Savings is that portion of production (excess "loaves of bread" produced) which is not consumed or traded for other real goods and services immediately. Notice, when it comes to savings the acquirer of currency (the saver) does not care whether it is freshly printed by the government or whether someone who previously saved it is giving it to them in exchange for real goods and services.

If these savings are not "used up" then we will have deflation. In this case deflation is a signal to producers to produce less (and thereby causing the economy to run below capacity).

This is where the philosophical divide exists. Should the government step in and spend money (borrowed or printed) to "use up" the excess productive capacity of the economy for social good?

The reverse is also true. If the economy heats up and private spending causes inflation should the government tax and destroy money and reign in inflation?

It seems to me that we as a society which cherishes private management of economic resources have not settled on the above two questions.

Why is printing money (via the FED) and "spending" it into the economy is a problem if unused capacity of the economy is being "used up" for social good?

In the end what really matters is productive capacity of the economy. Monetary system is an accounting and control system to manage the production system (i.e., the real economy).

Our monetary system is an accounting system in a sense it keeps track of (and limits) who is "allowed" to spend (i.e., "use-up") what portion of the available productive capacity. It is a control system because it can be used to "reign" in spending when spending outpaces production capacity (i.e., inflation ensues) via the FED's open market operations or we may even need to tax and "destroy" money in order to reign in inflation.

Yes. There is a lot of central planning involved in our "fiat" monetary system.

A factory does not care how much national debt exists or what our unfunded liabilities are or even how much private debt exists the factory is perfectly capable of producing "goods and services" no matter what all these accounting entries say.

Long term we have to teach humanity that in a money economy Say’s law is not true (or anywhere near it). What workers get paid and even what business owners make even if completely spent is not sufficient to use-up (liquidate) the production capacity of a modern economy.

That is what banks do they issue credit (new currency) to use-up this slack capacity of the economy.
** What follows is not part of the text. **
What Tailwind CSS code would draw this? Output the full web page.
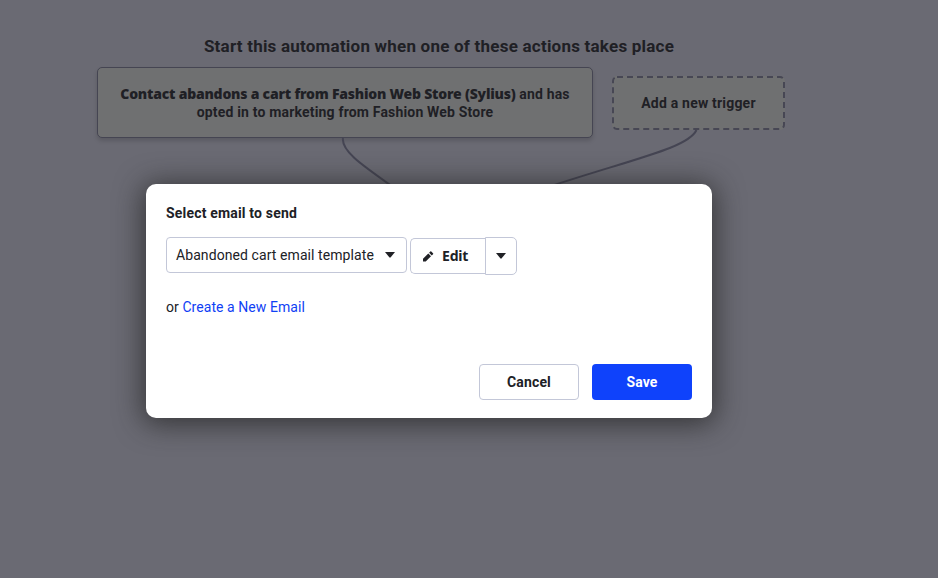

But there is no reason to have banks do this (this is what leads to recessions/depressions) as peak credit causes no more ability to borrow and lowered production of goods and services due to lowered demand (spending).

For centuries banks have propagated this lie. The proper thing to do is to come up with an acceptable way to measure inflation and let the government (not banks) use-up the slack capacity of the economy for social good which could include regular monthly checks to the citizenry.


joebhed said...


Just wanted to thank you for your commentary, both here and at NakedCapitalism on the subject, really, of what is wrong with this monetary economic picture.
I hope that you have also followd my links to GGerman Prof Dr. Bernd Senf:

Japanese monetary economist Dr, Kaoru Yamaguchi:

and the new Bill by Dennis Kucinich..

joe bongiovanni

feel free to contact me at

Approved to Share said...

I'm thrilled that I stumbled upon your blog after typing "we need a new banking system" into google, and following a few links.

I'm quite interested on your take in regards to which direction the world is spinning, now with the Global Occupation Movement.

I'd love to talk, whether in email, vid conference or (preferably) in person. I'm a conscientious, international, multicultural, university student at The Kogod School of Business at American University in Washington DC.

My email is, I hope to hear from you.

Suceso financiero said...


off the bar you think deflation is bad. Do you prefer to pay more for goods and services? You may conveniently answer yes if you like.

Back to reality. The savings do not need to be stolen, I mean used up as you put it.

You are trying to defend the little guy by stealing from them. You also think stealing from producers will motivate them to produce more. Poor confused soul... Wake up man...

Suceso financiero said...

You got 1 point accurate. Savings are excess goods and services stores in the currency.

Leaving the savings to their rightful owners motivates production. The excess savings can be used to demand other goods and services.

Currency is nothing but cups holding the savings. The content in the cups will simply dilute by adding more cups.

How folks with advanced degrees cannot figure this out says much about our education system.

If adding more currency was an economic benefit, counterfeiting would be legal.

vic marcucci said...

The content in the savings cups will NOT dilute if the cups of mechanical efficiency can keep up, which in a modern economy is the reality.

It takes two to tango. Looking only at one thing as you do is an error. You have to look at both sides of the picture. As long as supply can keep up with demand there is no problem, actually it's a solution!

Suceso financiero said...

You are the one looking at one side. You think diluting keeps things going?

Than why has our output been falling year after year while the amount of currency expanded? Hint, people are not stupid morons and do not like being robbed.